Mahdi started his independent academic career as an assistant professor at UCLA, moved to Purdue University in 2004, was appointed R. B. Wetherill Professor of Chemistry and Chemical Engineering at Purdue University in 2013, and moved back to California in 2016, where he currently holds the Mellichamp Chair in green chemistry at UCSB.

== Research ==
Abu-Omar's interdisciplinary research addresses fundamental problems in energy science, sustainability, and green chemistry at the interface of inorganic chemistry and catalysis. Much of modern life materials are based on nonrenewable petroleum. Over the past decade the Abu-Omar research group contributed to biomass conversion and bio-inspired chemistry by discovering and developing new transformations that provide access to new molecules that are precursors to renewable materials and fuels. A unifying theme for much of Abu-Omar's research is the combination of synthetic chemistry with detailed mechanistic investigations through chemical kinetics.

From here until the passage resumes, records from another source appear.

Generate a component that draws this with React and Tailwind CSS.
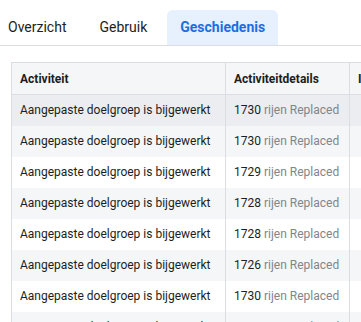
import React from "react";

const rows = [
  { activity: "Aangepaste doelgroep is bijgewerkt", count: 1730 },
  { activity: "Aangepaste doelgroep is bijgewerkt", count: 1730 },
  { activity: "Aangepaste doelgroep is bijgewerkt", count: 1729 },
  { activity: "Aangepaste doelgroep is bijgewerkt", count: 1728 },
  { activity: "Aangepaste doelgroep is bijgewerkt", count: 1728 },
  { activity: "Aangepaste doelgroep is bijgewerkt", count: 1726 },
  { activity: "Aangepaste doelgroep is bijgewerkt", count: 1730 },
  { activity: "Aangepaste doelgroep is bijgewerkt", count: 1730 },
];

const tabs = ["Overzicht", "Gebruik", "Geschiedenis"];

const App = () => {
  return (
    <div
      className="w-[361px] h-[322px] overflow-hidden bg-white text-[#1c1e21]"
      style={{ fontFamily: "Roboto, 'Liberation Sans', sans-serif" }}
    >
      {/* Tabs */}
      <div className="pt-[10px] border-b border-[#dadde1]">
        <div className="flex gap-[7px] -ml-[5px]">
          {tabs.map((tab) => (
            <div
              key={tab}
              className={`h-[35px] px-[13px] pb-px flex items-center rounded-t-md text-[14px] ${
                tab === "Geschiedenis"
                  ? "bg-[#e7f0fd] text-[#1b6fe0] font-bold"
                  : "text-[#1c1e21]"
              }`}
            >
              {tab}
            </div>
          ))}
        </div>
      </div>

      {/* History table */}
      <div className="mt-4 ml-[11px] overflow-hidden">
        <table className="w-[520px] border-collapse text-[12px] table-fixed">
          <thead>
            <tr className="bg-[#f5f6f7] h-[32px]">
              <th className="w-[214px] border border-[#dadde1] px-2 text-left font-bold">
                Activiteit
              </th>
              <th className="w-[124px] border border-[#dadde1] px-2 text-left font-bold">
                Activiteitdetails
              </th>
              <th className="border border-[#dadde1] px-2 text-left font-bold whitespace-nowrap">
                Interactie van
              </th>
            </tr>
          </thead>
          <tbody>
            {rows.map((row, i) => (
              <tr
                key={i}
                className={`h-[31px] ${
                  i === 0 ? "bg-[#ebedf0]" : i % 2 === 1 ? "bg-[#f5f6f7]" : "bg-white"
                }`}
              >
                <td className="border-l border-r border-[#dadde1] px-2 whitespace-nowrap">
                  {row.activity}
                </td>
                <td className="border-r border-[#dadde1] px-2 whitespace-nowrap">
                  {row.count} <span className="text-[#80868b]">rijen Replaced</span>
                </td>
                <td className="border-r border-[#dadde1] px-2"></td>
              </tr>
            ))}
          </tbody>
        </table>
      </div>
    </div>
  );
};

export default App;
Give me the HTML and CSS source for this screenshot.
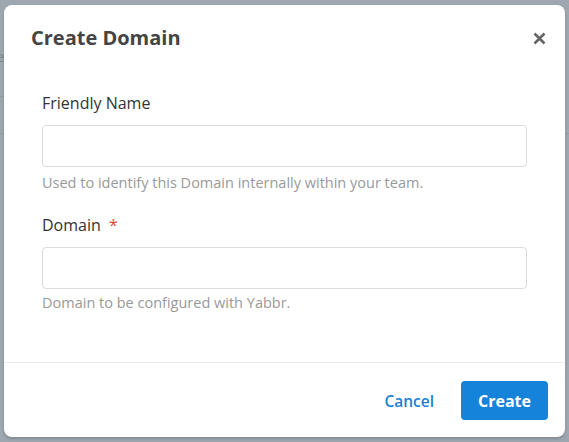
FILE: index.html
```html
<!DOCTYPE html>
<html lang="en">
<head>
<meta charset="utf-8">
<title>Create Domain</title>
<link rel="stylesheet" href="styles.css">
</head>
<body>
<div class="backdrop">
  <span class="bg-letter">e</span>
</div>
<div class="modal">
  <div class="modal-header">
    <h2 class="modal-title">Create Domain</h2>
    <button class="close" aria-label="Close">
      <svg width="13" height="13" viewBox="0 0 13 13"><path d="M1.5 1.5 L11.5 11.5 M11.5 1.5 L1.5 11.5" stroke="#666" stroke-width="2.6" stroke-linecap="butt"/></svg>
    </button>
  </div>
  <div class="modal-body">
    <div class="field">
      <label class="label">Friendly Name</label>
      <input class="input" type="text">
      <p class="help">Used to identify this Domain internally within your team.</p>
    </div>
    <div class="field">
      <label class="label">Domain <span class="req">*</span></label>
      <input class="input" type="text">
      <p class="help help-2">Domain to be configured with Yabbr.</p>
    </div>
  </div>
  <div class="modal-footer">
    <button class="btn btn-link">Cancel</button>
    <button class="btn btn-primary">Create</button>
  </div>
</div>
</body>
</html>
```
FILE: styles.css
```css
* { box-sizing: border-box; }
html, body { margin: 0; padding: 0; }
body {
  width: 569px;
  height: 442px;
  overflow: hidden;
  background: #9ea7b0;
  font-family: "Open Sans", "Noto Sans", sans-serif;
  position: relative;
}
.backdrop {
  position: absolute;
  inset: 0;
  background:
    linear-gradient(#929ba4, #929ba4) 0 96px / 6px 1px no-repeat,
    linear-gradient(#929ba4, #929ba4) 0 133px / 6px 1px no-repeat,
    linear-gradient(#929ba4, #929ba4) 563px 133px / 6px 1px no-repeat;
}
.bg-letter {
  position: absolute;
  left: -4px;
  top: 46px;
  font-size: 15px;
  color: #7d858d;
}
.modal {
  position: relative;
  margin: 5px 0 0 4px;
  width: 561px;
  height: 432px;
  background: #fff;
  border-radius: 8px;
  box-shadow: 0 2px 3px rgba(0,0,0,0.18);
  display: flex;
  flex-direction: column;
}
.modal-header {
  display: flex;
  align-items: center;
  justify-content: space-between;
  padding: 19px 19px 0 27px;
}
.modal-title {
  margin: 0;
  font-size: 20px;
  line-height: 28px;
  font-weight: 700;
  color: #444;
}
.close {
  border: 0;
  background: none;
  padding: 0;
  width: 13px;
  height: 13px;
  display: flex;
}
.modal-body {
  flex: 1;
  padding: 41px 38px 0 38px;
}
.field { display: flex; flex-direction: column; }
.field + .field { margin-top: 22px; }
.label {
  font-size: 16px;
  line-height: 20px;
  font-weight: 500;
  color: #333;
}
.req { color: #e0452b; margin-left: 4px; }
.input {
  margin-top: 12px;
  height: 42px;
  width: 100%;
  border: 1px solid #d9dcdf;
  border-radius: 4px;
  background: #fff;
}
.help {
  margin: 6px 0 0;
  font-size: 14.5px;
  line-height: 20px;
  color: #999;
}
.help-2 { margin-top: 4px; }
.modal-footer {
  border-top: 1px solid #ececec;
  display: flex;
  justify-content: flex-end;
  align-items: center;
  gap: 10px;
  padding: 18px 17px 17px;
}
.btn {
  font-family: "Open Sans", "Noto Sans", sans-serif;
  font-size: 16px;
  font-weight: 700;
  height: 39px;
  padding: 0 17px;
  border-radius: 4px;
  border: 0;
  cursor: pointer;
}
.btn-link { background: none; color: #1b82d3; font-weight: 600; font-size: 15.5px; }
.btn-primary { background: #1683db; color: #fff; }
```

Abu-Omar has authored more than 150 original research articles in scientific journals, and supervised 35 Ph.D. students as well as several postdoctoral scholars. Among Mahdi's research contributions are the discovery of catalytic perchlorate remediation, the conversion of lignin from intact biomass to aromatic chemicals and introduction of a new biorefinery concept known as lignin-first, discovery of rhenium-catalyzed H2-driven deoxydehydration (DODH) of biomass-derived polyols, the development of bio-inspired catalysts for on-demand production of chlorine dioxide in water under ambient temperature, pressure and neutral pH, and development of kinetic methods for the study of olefin polymerization catalysts.

== Awards and honors ==
- Faculty Early Career Development Award (CAREER), NSF, 1999.
- Beckman Young Investigator Award, Beckman Foundation, 1999.
- Fulbright Fellow, US-Israel Education Foundation, 2008.
- JPP Young Investigator Award, Society of Porphyrins and Phthalocyanines, 2010.
- Fellow of the American Association for the Advancement of Science, 2012.
- Crano Memorial Lecturer, ACS Akron Section, OH, 2013.